Our article does not come without limitations, however. While we draw our conclusions from carefully selected and recognized scholarly articles, we lack empirical data. The concept of continuous evaluation is tempting, but it has not yet passed a reality test. Preliminary attempts to introduce continuous evaluation are under way (cf. US Army Automated Continuous Evaluation System, UK Government Program on Performance Data), but we do not provide a thorough evaluation framework suited to determine whether any heralded benefits are attributable to continuous evaluation or to other, as yet unidentified side effects.

Meijer and Löfgren (Citation2015) identified a gap between policy science and technological advancement which results from addressing the research domain with respect to the influence of technology on institutional structures, preferences, interaction patterns, and socioeconomic development instead of treating technology as an artifact in itself, as already demanded by Orlikowski and Iacono (Citation2001). In this regard our contribution to the research field remains limited, as our approach to Big Data is based on the application domain and the effects on institutional structures and interaction patterns, instead of giving more room to the technological artifact itself.

8. Outlook and further research

In 2013 the EU Directorate-General for Internal Policies released a study on performance-based policymaking. In section 4.2, “Key elements of performance-based policy cycle,” the authors lay emphasis on ex-ante policy formulation and ex-post assessment of the performance of a policy initiative relative to expected benefits (Muller et al. Citation2013). Even up-to-date scholarly contributions which deal with the possibilities enabled by BDA in respect of policy making and claim that these activities are relevant to all stages of the policy cycle, do not revisit the iterative cycle model or its explicit evaluation step (Kamateri et al. Citation2015, 150).

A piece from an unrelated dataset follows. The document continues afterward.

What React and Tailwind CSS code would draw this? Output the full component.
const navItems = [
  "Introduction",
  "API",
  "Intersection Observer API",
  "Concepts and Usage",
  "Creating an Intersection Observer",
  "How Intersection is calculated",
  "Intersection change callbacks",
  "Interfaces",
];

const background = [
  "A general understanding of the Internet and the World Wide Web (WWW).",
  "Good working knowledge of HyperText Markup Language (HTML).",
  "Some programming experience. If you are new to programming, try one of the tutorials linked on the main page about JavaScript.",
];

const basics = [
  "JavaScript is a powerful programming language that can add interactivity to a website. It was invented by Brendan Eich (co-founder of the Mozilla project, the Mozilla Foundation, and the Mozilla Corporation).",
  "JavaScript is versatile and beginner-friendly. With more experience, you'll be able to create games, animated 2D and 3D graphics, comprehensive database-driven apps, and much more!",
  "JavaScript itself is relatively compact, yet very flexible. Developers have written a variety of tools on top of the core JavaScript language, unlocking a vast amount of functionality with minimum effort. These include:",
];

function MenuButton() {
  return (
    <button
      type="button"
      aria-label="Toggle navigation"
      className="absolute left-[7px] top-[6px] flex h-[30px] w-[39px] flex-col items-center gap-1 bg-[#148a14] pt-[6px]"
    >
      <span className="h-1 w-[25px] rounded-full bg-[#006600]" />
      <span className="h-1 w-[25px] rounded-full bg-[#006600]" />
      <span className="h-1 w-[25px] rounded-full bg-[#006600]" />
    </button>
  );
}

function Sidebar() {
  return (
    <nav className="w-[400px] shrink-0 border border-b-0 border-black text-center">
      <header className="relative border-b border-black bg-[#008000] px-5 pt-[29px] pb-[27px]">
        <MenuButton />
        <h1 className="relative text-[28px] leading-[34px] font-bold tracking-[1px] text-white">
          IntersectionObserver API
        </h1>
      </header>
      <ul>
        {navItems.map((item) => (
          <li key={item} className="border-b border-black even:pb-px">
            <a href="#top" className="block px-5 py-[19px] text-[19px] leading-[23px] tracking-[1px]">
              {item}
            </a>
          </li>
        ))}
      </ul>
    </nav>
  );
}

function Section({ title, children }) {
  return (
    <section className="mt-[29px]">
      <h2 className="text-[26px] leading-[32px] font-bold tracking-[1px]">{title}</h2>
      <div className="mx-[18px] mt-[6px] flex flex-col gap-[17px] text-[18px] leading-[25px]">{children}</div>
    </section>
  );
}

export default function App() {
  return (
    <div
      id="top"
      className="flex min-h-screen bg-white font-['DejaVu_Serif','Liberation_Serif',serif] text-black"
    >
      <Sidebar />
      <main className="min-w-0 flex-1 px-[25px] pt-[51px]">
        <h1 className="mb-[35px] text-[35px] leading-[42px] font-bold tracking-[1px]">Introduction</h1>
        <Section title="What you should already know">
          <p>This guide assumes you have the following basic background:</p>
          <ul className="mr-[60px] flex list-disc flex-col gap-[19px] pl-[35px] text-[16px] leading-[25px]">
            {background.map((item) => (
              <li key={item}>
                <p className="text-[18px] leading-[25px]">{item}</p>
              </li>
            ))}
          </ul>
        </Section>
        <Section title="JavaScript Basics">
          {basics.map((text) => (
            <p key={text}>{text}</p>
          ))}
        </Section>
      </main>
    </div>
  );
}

Establishing Big Data-enabled continuous evaluation in the revised policy cycle will shift the pace at which future policy making will happen, reduce the relevant costs and increase effectiveness. As the administration will expand the use of continuous evaluation across all federal levels and sectors, the privacy of employees and contractors will have to be carefully considered. The ability to refute or correct errant information that triggers evaluation results must be built into the data clearance process. BDA applied as continuous evaluation must be used as a toolset for the benefit of many. If a decision maker is not willing to accept BDA-based scrutiny, the relevant initiative should not be adopted as a government policy.

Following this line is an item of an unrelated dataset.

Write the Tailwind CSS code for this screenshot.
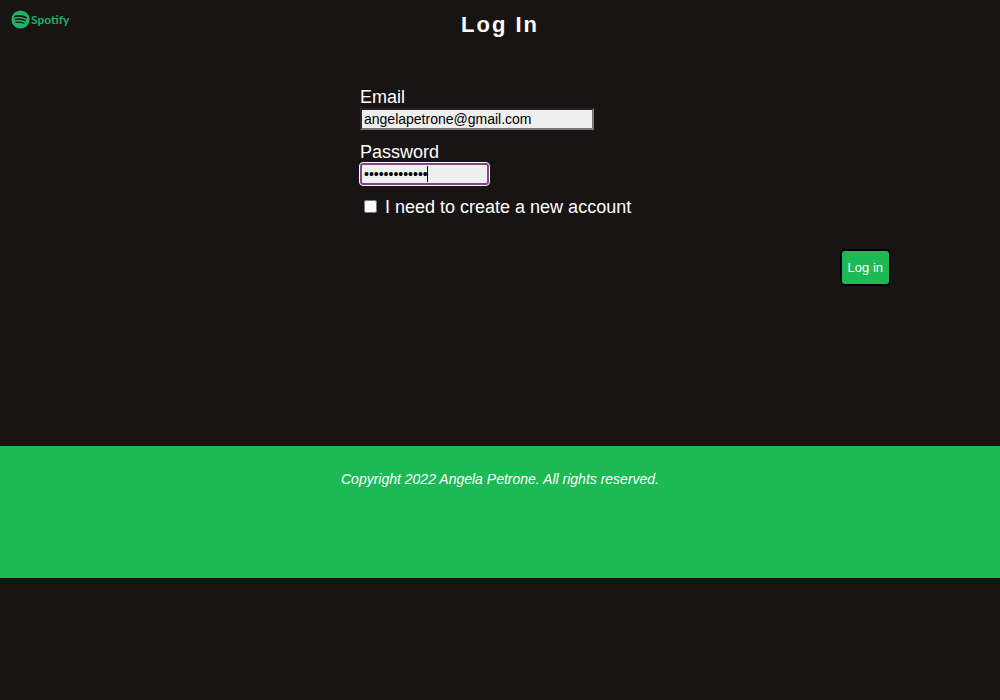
<!DOCTYPE html>
<html lang="en">
<head>
<meta charset="utf-8">
<meta name="viewport" content="width=device-width, initial-scale=1">
<title>Log In</title>
<script src="https://cdn.jsdelivr.net/npm/@tailwindcss/browser@4"></script>
</head>
<body class="flex min-h-screen flex-col bg-[#191414] font-['Liberation_Sans',Arial,sans-serif] text-white">
  <header class="grid grid-cols-[1fr_auto_1fr] items-start px-[11px] pt-[10px]">
    <a href="#" aria-label="Spotify" class="flex items-center gap-px text-[#1db368]">
      <svg class="size-[19px]" viewBox="0 0 24 24" aria-hidden="true">
        <circle cx="12" cy="12" r="11.500" fill="currentColor"/>
        <g fill="none" stroke="#191414" stroke-linecap="round">
          <path d="M4.800 8.200c4.800-1.400 10.300-.9 14.400 1.500" stroke-width="2.200"/>
          <path d="M5.500 12.100c4.200-1.200 8.800-.7 12.300 1.400" stroke-width="1.900"/>
          <path d="M6.200 15.700c3.600-.9 7.200-.5 10.200 1.300" stroke-width="1.500"/>
        </g>
      </svg>
      <span class="font-['Lato','Liberation_Sans',sans-serif] text-[12px] leading-[19px] font-bold">Spotify</span>
    </a>
    <h1 class="text-[22px] leading-[30px] font-bold tracking-[2px]">Log In</h1>
  </header>

  <main class="h-[406px] pt-[47px]">
    <form class="ml-[36%] mr-[109px] flex flex-col items-start text-[18px] leading-[21px]">
      <label for="email">Email</label>
      <input id="email" type="email" value="angelapetrone@gmail.com" class="mb-3 h-[22px] w-[234px] border-2 border-t-[#252525] border-r-[#767676] border-b-[#767676] border-l-[#252525] bg-[#efefef] px-[2px] text-[14px] leading-[16px] text-black outline-none">
      <label for="password">Password</label>
      <div class="relative mb-3">
        <input id="password" type="password" value="abcdefghijklm" class="block h-[22px] w-[129px] rounded-[3px] border-2 border-[#854286] bg-[#efefef] px-[2px] text-[14px] leading-[16px] text-black outline-1 outline-white">
        <span class="absolute top-[3px] left-[67px] h-4 w-px bg-black" aria-hidden="true"></span>
      </div>
      <label for="create" class="flex items-start gap-2 pl-1">
        <input id="create" type="checkbox" class="mt-[3px] size-[13px]">
        I need to create a new account
      </label>
      <button type="submit" class="mt-[31px] self-end rounded-[5px] border-2 border-black bg-[#1db954] px-[6px] py-[9px] text-[13px] leading-[15px]">Log in</button>
    </form>
  </main>

  <footer class="h-[132px] bg-[#1db954] pt-[25px] text-center text-[14px] leading-[16px] italic">
    <p>Copyright 2022 Angela Petrone. All rights reserved.</p>
  </footer>
</body>
</html>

The actual transformation of the process of policymaking and the move from estimate-based policies to evidence-based policies still depends to a large extent on the commitment of the relevant political actors. In numerous countries attempts are already under way to create independent auditing institutions for monitoring the effectiveness of policies, and literature on how to design evaluation schemes for government policies is published in increasing numbers (Stockmann Citation2007). In order for such developments to be successful it is important to take the current state-of-the-art in ICT and BDA into account. New ways of governance and policymaking must not remain stuck in traditional decision-making structures if the public sector is meant to keep up with the pace of change in the private sector and the growing demands of the citizenry. In order to succeed in this endeavor, we agree with Orlikowski and Iacono (Citation2001, 131), who argue to consider ICT as an artifact and to shift attention from taking IT artifacts for granted toward explicit theorizing about specific technologies with distinctive cultural and computational capabilities. Given the context-specificity of IT artifacts, there is no single, one-size-fits-all conceptualization of technology that will work for all studies. As a result, IS research needs to develop the theoretical apparatus that is appropriate for the particular types of investigations, focus, methodology, and units of analysis. This becomes increasingly important as Big Data and BDA leave behind inflated expectations, paving the way for thorough and rigorous research.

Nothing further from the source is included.